学校と村を考える
2010/10/05記
 10月4日の午後1時半〜4時で開催された『第9回木更津市立小中学校適正規模等審議会』を傍聴した。傍聴者は4名で、全て議員(大村、鶴岡、篠崎、近藤)であった。私は中間答申が検討された第5回に次いで2度目の傍聴であるが、その時には私一人だけであった。審議対象が金田地区、中郷地区、鎌足地区という周辺部に移ってきたので、統廃合による存続の具体的な問題が予想されることより議会の間でも関心が高まっている事を実感できる光景であった。
 
 前にも書いたが、今回の審議からは、地域性という難しい問題に直面することになった事が伝わってくる。その理由は、今回審議する小学校の通学区域は、全て同一名の中学校の通学区域であり、さらに地域社会福祉協議会、区長会、消防団の分団、公民館の活動範囲と言った「住民自治」を構成する範囲が全て同一であるからである。従って、その構成要因の一部である学校が変わることは大きな抵抗になることが予想されるのである。
 「住民自治」と書いたが、鎌足は1954年(昭和29年)11月3日に、金田は1955年(昭和30年)2月11日に、中郷は同年3月1日に木更津市に編入されるまで、それぞれ君津郡の「鎌足村・金田村・中郷村」として実際の自治を行っていたのである。鎌足村が編入されたときに20歳だった若者は既に76歳になっているが、村の代表を直接選挙によって選んでいた記憶が残っている人は地域にまだまだ多い。その上、昭和の大合併前の自治体の最大の仕事は学校の運営だったことを考えると学校の存在意義は地域にとって非常に大きいものになる。この問題が容易でないことは岩根小学校の百周年の内の3割以上が「岩根村」の歴史であった事を感覚として理解している私には痛いように解る。
 
 議員が多くのことを表明すると審議会の議論に影響する可能性があるので具体論は避けたいが、地域や学校がいくら熱心に教育を行ったところで極端な少人数は子供の教育に良いだろうかという基本的な姿勢を忘れてしまうと、地域の一体感のために子供を犠牲にすることに成る、と考えねばならないだろう。
 小学校低学年で疎外やイジメを受けた構造がクラス替えが無いことで中学卒業まで続くことや、色々な能力や性格を持った多くの同級生と切磋琢磨することで人間の多様性を理解していくといった情緒育成の機会が失われるなど、極端な少数教育における問題は多いと思う。

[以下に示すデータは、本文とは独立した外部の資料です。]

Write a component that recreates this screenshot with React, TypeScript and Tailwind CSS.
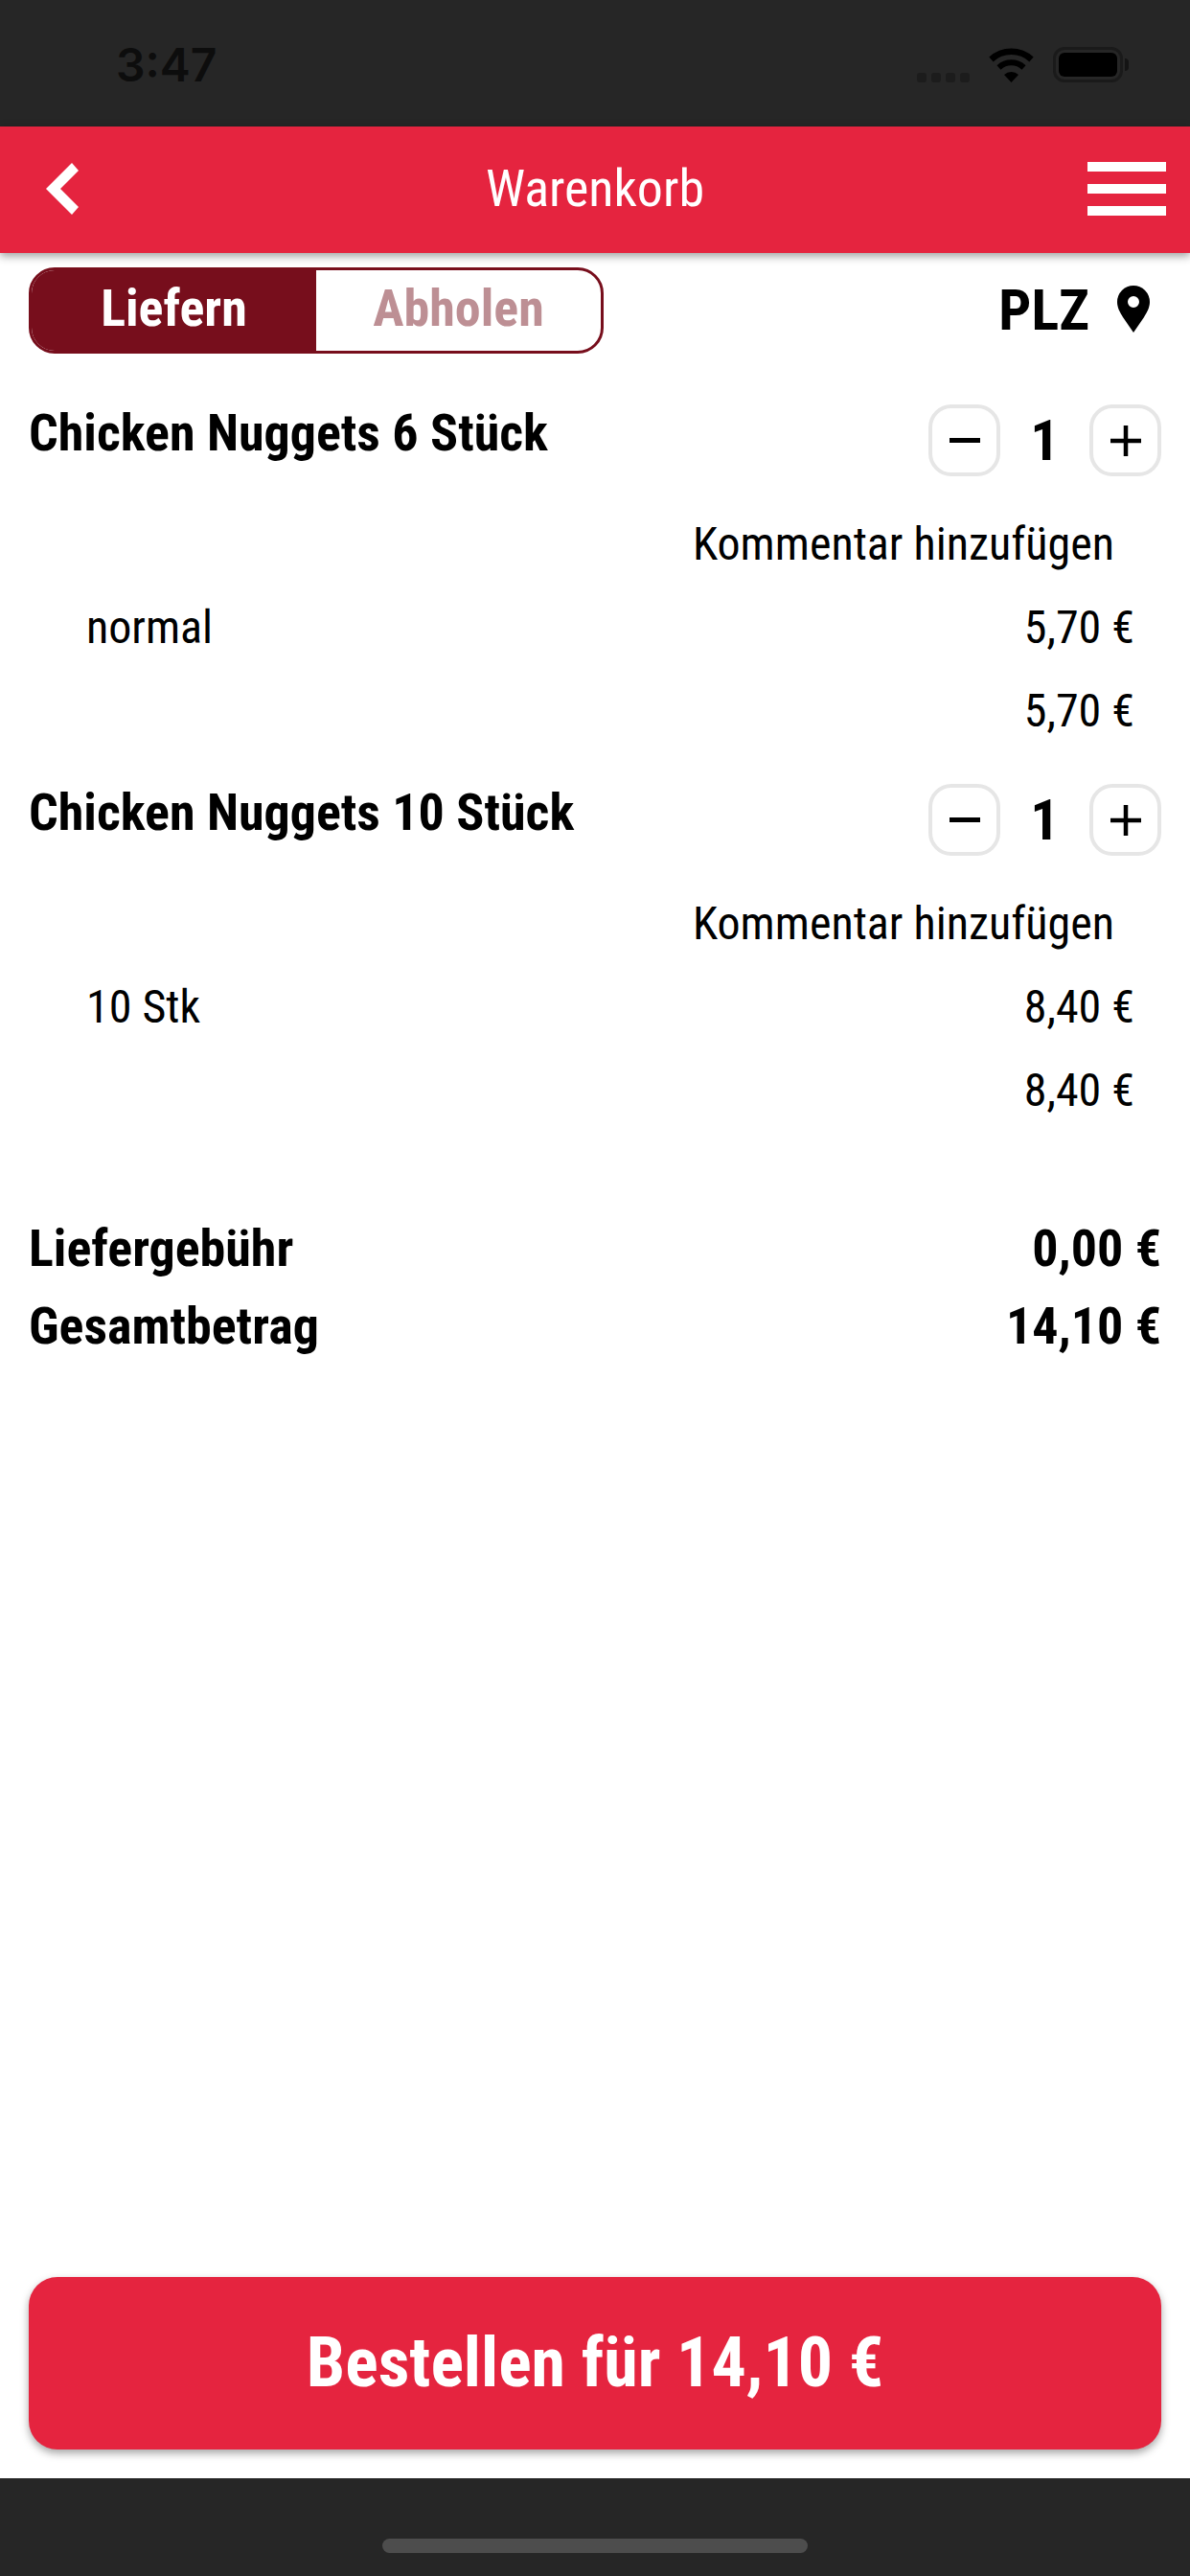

 多くの同級生に揉まれる中で、頓知が効く子や正義感の強い子、規律を守らない子や努力家の子、理解力・記憶力・芸術性・運動神経等、自分とは異なる個性を持った多くの子供と触れ合うことが出来る。それにより人間社会の多元性を学びながら友情や社会性を育んで行くべきと思う。その場は入試の成績で生徒が比較的同質となる高校ではなく、地域用件だけで多様なものが混在する義務教育時代にこそ経験しておくべき事だと思うのである。
 それ以外にも、部活などでも複数の選択が出来無いどころかサッカーや野球のようなチームも組めなくなる等の弊害が生じる。現に部活動のために越境通学をしている子供が居ることも聞く。
 
 人口減少地域にある学校を維持するためには、極めて特色のある授業を行うことや通学バスの配慮等で、人口増加地域からの越境入学を受け入れることも検討すべきだろう。
 根本的には「人口減少」の元に成っている調整区域での開発抑制施策を見直すことや、福祉施策として若年低所得家庭用の住宅建設など、教育以前に行政の政策が必要である。
 中学生は広く世界を見るために遠い距離まで通学しても良いと思うが、小学校は様々な施策を駆使して地域に残す事を検討するべきであり、それは審議会の範疇を遙かに越える事である。政治の有りようが問われる場面を向かえていると、昨日感じていた。